Letak geografis[sunting | sunting sumber]

Lokasi geografis adalah faktor lain yang membentuk sikap bahasa seorang penutur. Seorang penutur yang tinggal di daerah yang berbeda mungkin memiliki sikap yang berbeda terhadap bahasa lainnya. Misalnya, orang yang tinggal di daerah perkotaan mungkin lebih suka menggunakan dialek standar atau aksen prestise, sedangkan orang yang tinggal di daerah pedesaan mungkin merasa lebih nyaman menggunakan dialek atau aksen non-standar. Selain itu, orang yang tinggal di daerah berbeda mungkin memiliki sikap berbeda terhadap bahasa atau dialek lain.
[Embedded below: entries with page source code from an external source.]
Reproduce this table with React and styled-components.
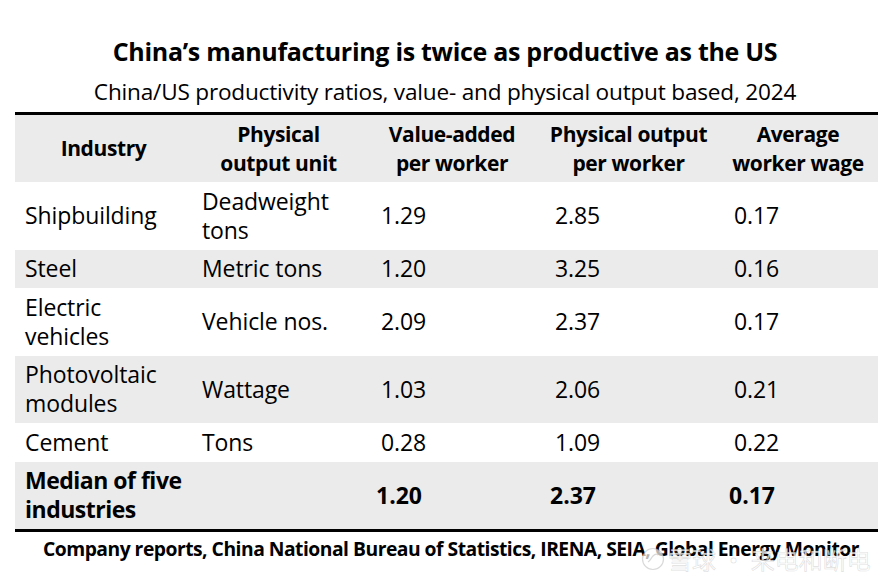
import React from "react";
import styled, { createGlobalStyle } from "styled-components";

const GlobalStyle = createGlobalStyle`
  html, body { margin: 0; padding: 0; background: #ffffff; }
  body { font-family: "Open Sans", "Noto Sans", "Noto Sans CJK SC", sans-serif; color: #000; }
`;

const Page = styled.div`
  position: relative;
  width: 890px;
  height: 584px;
  overflow: hidden;
  background: #fff;
  padding-top: 34px;
  box-sizing: border-box;
`;

const Title = styled.h1`
  margin: 0;
  text-align: center;
  font-size: 25px;
  line-height: 34px;
  font-weight: 700;
  letter-spacing: -0.3px;
`;

const Subtitle = styled.h2`
  margin: 9px 0 0;
  text-align: center;
  font-size: 22.6px;
  line-height: 30px;
  font-weight: 400;
  letter-spacing: -0.2px;
`;

const Table = styled.div`
  display: grid;
  grid-template-columns: 177px 173px 174px 179px 160px;
  margin: 5px 12px 0 15px;
  border-top: 3px solid #000;
  border-bottom: 3px solid #000;
`;

const Row = styled.div`
  display: contents;
`;

const Cell = styled.div`
  background: ${(p) => (p.$shade ? "#ebebeb" : "#ffffff")};
  padding: 4.75px 6px 4.75px 10px;
  font-size: 23px;
  line-height: 29px;
  font-weight: ${(p) => (p.$bold ? 700 : 400)};
  display: flex;
  align-items: center;
  letter-spacing: ${(p) => (p.$bold ? "-0.5px" : "-0.1px")};
`;

const NumCell = styled(Cell)`
  padding-left: ${(p) => (p.$bold ? "11px" : "16px")};
  letter-spacing: ${(p) => (p.$bold ? "0px" : "-0.1px")};
`;

const HeadCell = styled.div`
  background: #ebebeb;
  padding: 4.5px 6px;
  font-size: 21px;
  line-height: 29px;
  font-weight: 700;
  text-align: center;
  display: flex;
  align-items: center;
  justify-content: center;
  letter-spacing: -0.4px;
`;

const Source = styled.p`
  margin: 5px 0 0;
  text-align: center;
  font-size: 19.3px;
  line-height: 24px;
  font-weight: 700;
  letter-spacing: -0.5px;
  padding-left: 12px;
`;

const Watermark = styled.div`
  position: absolute;
  left: 641px;
  top: 543px;
  display: flex;
  align-items: center;
  gap: 3px;
  font-family: "Noto Sans CJK SC", sans-serif;
  font-size: 24px;
  line-height: 32px;
  letter-spacing: 0px;
  color: rgba(255, 255, 255, 0.75);
  -webkit-text-stroke: 0.7px rgba(185, 185, 185, 0.45);
  pointer-events: none;
`;

const headers = [
  ["Industry"],
  ["Physical", "output unit"],
  ["Value-added", "per worker"],
  ["Physical output", "per worker"],
  ["Average", "worker wage"],
];

const rows = [
  { ind: ["Shipbuilding"], unit: ["Deadweight", "tons"], v: ["1.29", "2.85", "0.17"] },
  { ind: ["Steel"], unit: ["Metric tons"], v: ["1.20", "3.25", "0.16"] },
  { ind: ["Electric", "vehicles"], unit: ["Vehicle nos."], v: ["2.09", "2.37", "0.17"] },
  { ind: ["Photovoltaic", "modules"], unit: ["Wattage"], v: ["1.03", "2.06", "0.21"] },
  { ind: ["Cement"], unit: ["Tons"], v: ["0.28", "1.09", "0.22"] },
  { ind: ["Median of five", "industries"], unit: [""], v: ["1.20", "2.37", "0.17"], bold: true },
];

const Lines = ({ lines }) => (
  <span>
    {lines.map((l, i) => (
      <React.Fragment key={i}>
        {i > 0 && <br />}
        {l}
      </React.Fragment>
    ))}
  </span>
);

const LogoMark = () => (
  <svg width="24" height="24" viewBox="0 0 24 24" fill="none">
    <circle cx="12" cy="12" r="10.5" stroke="rgba(180,180,180,0.5)" strokeWidth="1.2" fill="rgba(255,255,255,0.7)" />
    <path d="M7 15c2-1 3-4 5-6s4-2 5-1" stroke="rgba(180,180,180,0.5)" strokeWidth="1.2" fill="none" />
  </svg>
);

export default function App() {
  return (
    <Page>
      <GlobalStyle />
      <Title>China’s manufacturing is twice as productive as the US</Title>
      <Subtitle>China/US productivity ratios, value- and physical output based, 2024</Subtitle>
      <Table>
        <Row>
          {headers.map((h, i) => (
            <HeadCell key={i}>
              <Lines lines={h} />
            </HeadCell>
          ))}
        </Row>
        {rows.map((r, i) => {
          const shade = i % 2 === 1;
          return (
            <Row key={i}>
              <Cell $shade={shade} $bold={r.bold}>
                <Lines lines={r.ind} />
              </Cell>
              <Cell $shade={shade} $bold={r.bold}>
                <Lines lines={r.unit} />
              </Cell>
              {r.v.map((v, j) => (
                <NumCell key={j} $shade={shade} $bold={r.bold}>
                  {v}
                </NumCell>
              ))}
            </Row>
          );
        })}
      </Table>
      <Source>
        Company reports, China National Bureau of Statistics, IRENA, SEIA, Global Energy Monitor
      </Source>
      <Watermark>
        <LogoMark />
        <span>雪球 · 来电和断电</span>
      </Watermark>
    </Page>
  );
}
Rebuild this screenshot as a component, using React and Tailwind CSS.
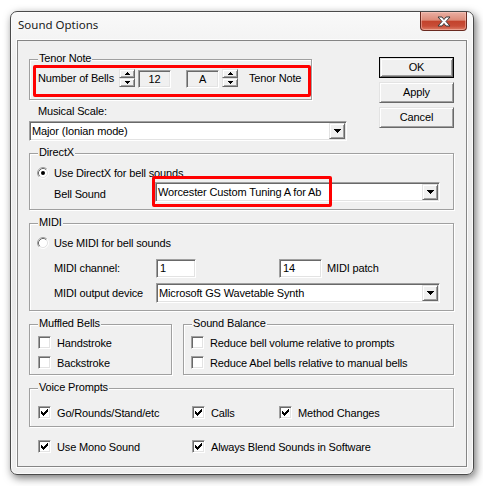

Orang yang tinggal di daerah dengan tingkat keragaman linguistik yang tinggi mungkin memiliki sikap yang lebih positif terhadap keragaman linguistik dan mungkin lebih menerima dialek atau aksen yang tidak baku. Penting juga mengetahui bagaimana suatu dialek digunakan di suatu lokasi tertentu sehingga penggunaan bahasa yang digunakan oleh penutur di lokasi tersebut tepat guna.